Given exercise: Copy every line of the records below where the word "Tailwind" occurs.

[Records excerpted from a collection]
● ● ●

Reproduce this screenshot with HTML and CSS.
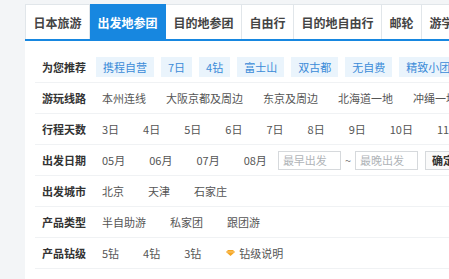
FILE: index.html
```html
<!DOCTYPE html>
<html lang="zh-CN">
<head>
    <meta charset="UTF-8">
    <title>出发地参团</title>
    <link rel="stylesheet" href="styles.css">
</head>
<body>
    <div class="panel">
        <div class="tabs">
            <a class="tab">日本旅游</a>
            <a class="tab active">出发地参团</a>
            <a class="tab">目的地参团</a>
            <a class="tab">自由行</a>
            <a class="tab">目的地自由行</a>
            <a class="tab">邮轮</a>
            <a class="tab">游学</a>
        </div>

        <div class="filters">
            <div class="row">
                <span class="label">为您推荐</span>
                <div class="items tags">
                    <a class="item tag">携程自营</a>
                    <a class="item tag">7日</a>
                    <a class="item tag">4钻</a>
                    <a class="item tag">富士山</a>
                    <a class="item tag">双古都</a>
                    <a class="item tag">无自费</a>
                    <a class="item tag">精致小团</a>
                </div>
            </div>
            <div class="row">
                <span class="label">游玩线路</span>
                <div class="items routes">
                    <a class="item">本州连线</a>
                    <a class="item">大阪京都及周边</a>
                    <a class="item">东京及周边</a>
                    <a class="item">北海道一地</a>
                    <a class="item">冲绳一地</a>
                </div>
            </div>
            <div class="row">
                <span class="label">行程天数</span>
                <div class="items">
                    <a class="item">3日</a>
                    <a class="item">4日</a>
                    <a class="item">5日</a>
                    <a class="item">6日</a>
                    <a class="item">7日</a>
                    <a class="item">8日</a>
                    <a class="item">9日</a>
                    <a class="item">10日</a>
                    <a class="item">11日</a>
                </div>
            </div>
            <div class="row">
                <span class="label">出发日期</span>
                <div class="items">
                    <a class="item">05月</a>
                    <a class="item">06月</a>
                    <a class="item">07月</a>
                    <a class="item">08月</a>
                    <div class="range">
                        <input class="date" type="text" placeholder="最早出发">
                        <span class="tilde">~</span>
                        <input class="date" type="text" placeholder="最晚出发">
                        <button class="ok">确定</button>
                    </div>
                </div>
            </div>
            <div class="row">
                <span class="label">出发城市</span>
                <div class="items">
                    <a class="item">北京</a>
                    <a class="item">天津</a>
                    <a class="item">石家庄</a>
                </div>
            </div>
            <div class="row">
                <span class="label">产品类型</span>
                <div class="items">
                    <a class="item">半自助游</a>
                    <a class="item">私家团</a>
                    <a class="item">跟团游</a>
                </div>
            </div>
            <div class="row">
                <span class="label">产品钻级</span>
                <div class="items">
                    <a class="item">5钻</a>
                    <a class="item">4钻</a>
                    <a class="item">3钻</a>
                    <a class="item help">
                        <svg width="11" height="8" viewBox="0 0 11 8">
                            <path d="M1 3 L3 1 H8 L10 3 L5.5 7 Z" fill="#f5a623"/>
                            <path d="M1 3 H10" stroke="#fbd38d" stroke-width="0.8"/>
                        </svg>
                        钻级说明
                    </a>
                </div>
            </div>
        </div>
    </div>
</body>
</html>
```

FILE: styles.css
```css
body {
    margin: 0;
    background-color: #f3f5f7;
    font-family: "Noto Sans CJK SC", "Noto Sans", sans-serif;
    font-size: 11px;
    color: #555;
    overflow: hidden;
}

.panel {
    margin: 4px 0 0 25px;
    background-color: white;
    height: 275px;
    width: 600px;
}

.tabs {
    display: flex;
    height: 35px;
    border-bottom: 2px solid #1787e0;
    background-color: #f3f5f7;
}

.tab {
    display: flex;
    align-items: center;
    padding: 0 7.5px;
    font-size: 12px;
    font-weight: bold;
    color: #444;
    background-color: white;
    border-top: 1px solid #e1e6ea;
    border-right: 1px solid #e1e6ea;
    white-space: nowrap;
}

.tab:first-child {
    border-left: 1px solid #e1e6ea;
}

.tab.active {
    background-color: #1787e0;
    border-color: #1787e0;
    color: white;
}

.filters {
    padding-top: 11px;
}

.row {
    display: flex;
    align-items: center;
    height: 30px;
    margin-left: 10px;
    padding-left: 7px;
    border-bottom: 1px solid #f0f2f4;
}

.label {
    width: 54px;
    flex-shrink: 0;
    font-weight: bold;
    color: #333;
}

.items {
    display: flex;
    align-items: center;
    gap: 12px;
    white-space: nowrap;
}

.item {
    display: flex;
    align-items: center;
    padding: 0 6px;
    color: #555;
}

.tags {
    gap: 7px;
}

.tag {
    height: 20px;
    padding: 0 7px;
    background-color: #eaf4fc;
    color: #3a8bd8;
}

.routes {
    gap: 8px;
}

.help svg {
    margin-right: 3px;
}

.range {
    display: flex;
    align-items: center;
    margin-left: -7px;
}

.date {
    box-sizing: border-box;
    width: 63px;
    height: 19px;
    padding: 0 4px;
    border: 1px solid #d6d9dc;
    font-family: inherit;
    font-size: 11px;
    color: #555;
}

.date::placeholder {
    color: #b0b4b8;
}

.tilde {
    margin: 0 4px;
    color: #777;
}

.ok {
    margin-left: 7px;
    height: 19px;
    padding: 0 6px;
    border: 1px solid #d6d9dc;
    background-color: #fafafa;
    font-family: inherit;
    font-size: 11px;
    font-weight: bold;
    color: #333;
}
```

● ● ●

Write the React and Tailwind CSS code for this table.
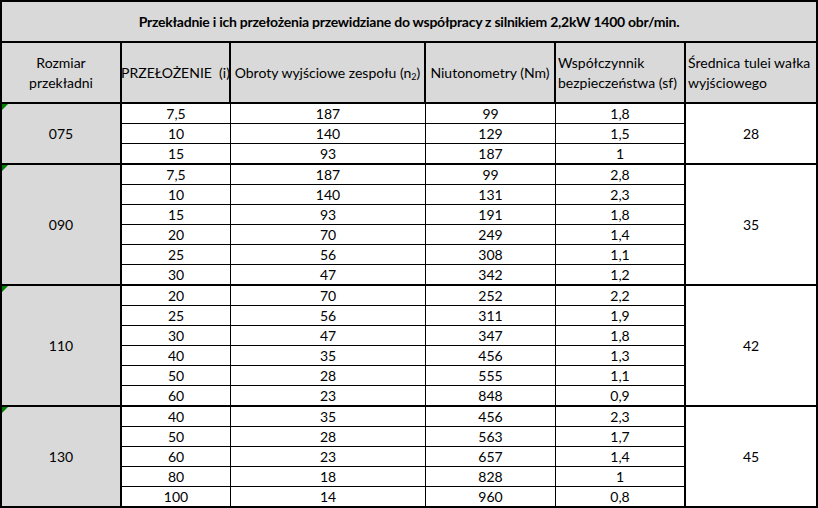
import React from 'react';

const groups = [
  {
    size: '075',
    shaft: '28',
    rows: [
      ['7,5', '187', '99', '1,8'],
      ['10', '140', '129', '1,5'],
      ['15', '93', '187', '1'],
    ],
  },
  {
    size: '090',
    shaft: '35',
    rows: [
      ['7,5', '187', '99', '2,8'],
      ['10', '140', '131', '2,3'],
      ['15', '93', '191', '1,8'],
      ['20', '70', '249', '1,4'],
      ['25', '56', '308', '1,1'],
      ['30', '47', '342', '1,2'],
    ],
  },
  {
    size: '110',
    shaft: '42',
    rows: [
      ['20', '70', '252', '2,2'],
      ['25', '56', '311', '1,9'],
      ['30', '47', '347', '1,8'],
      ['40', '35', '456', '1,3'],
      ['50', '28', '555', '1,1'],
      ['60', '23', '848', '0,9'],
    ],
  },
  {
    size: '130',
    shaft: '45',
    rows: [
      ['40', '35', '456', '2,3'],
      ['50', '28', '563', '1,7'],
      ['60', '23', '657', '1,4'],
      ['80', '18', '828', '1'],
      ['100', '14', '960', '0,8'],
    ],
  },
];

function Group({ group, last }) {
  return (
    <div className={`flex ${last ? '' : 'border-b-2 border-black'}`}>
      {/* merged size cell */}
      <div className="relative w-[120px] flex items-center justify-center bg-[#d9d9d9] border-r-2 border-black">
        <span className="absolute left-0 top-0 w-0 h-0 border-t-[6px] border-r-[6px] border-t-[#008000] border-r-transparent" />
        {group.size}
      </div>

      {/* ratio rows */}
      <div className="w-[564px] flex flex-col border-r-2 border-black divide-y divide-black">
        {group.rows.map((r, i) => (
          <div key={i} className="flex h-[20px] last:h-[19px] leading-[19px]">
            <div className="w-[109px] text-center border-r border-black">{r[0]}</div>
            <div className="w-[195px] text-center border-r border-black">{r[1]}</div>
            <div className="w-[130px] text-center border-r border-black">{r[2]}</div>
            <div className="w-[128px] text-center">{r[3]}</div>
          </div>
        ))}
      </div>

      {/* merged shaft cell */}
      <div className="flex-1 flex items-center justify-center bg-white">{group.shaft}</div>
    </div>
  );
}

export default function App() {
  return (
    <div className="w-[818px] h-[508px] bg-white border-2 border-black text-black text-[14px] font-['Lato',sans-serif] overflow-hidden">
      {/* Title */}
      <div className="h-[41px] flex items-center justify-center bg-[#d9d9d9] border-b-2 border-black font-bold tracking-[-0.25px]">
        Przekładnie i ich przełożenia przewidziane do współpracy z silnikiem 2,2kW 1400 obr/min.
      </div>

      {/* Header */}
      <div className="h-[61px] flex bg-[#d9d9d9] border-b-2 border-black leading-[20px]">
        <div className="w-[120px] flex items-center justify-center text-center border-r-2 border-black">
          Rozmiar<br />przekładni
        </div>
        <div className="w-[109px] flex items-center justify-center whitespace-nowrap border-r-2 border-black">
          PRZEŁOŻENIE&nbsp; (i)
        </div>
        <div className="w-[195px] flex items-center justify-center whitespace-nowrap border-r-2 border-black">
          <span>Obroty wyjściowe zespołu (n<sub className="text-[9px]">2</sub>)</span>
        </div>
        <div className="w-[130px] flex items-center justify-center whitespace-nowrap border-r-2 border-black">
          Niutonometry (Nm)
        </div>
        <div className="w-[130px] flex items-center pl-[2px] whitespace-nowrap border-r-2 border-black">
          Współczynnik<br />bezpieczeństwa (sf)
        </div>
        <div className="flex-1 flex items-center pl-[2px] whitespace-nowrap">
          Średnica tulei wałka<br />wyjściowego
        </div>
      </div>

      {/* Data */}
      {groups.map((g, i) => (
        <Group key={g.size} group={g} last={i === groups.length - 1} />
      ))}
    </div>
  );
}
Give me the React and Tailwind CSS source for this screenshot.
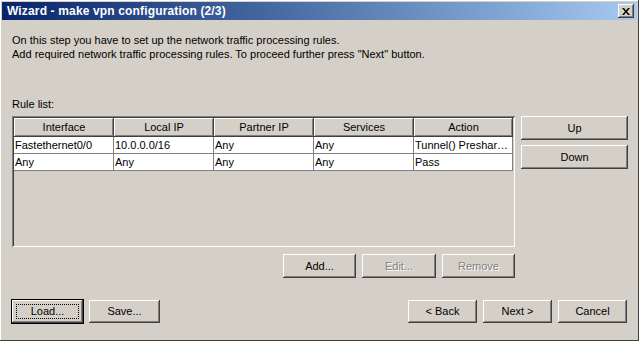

● ● ●

Correct answer:
Write the React and Tailwind CSS code for this table.
Give me the React and Tailwind CSS source for this screenshot.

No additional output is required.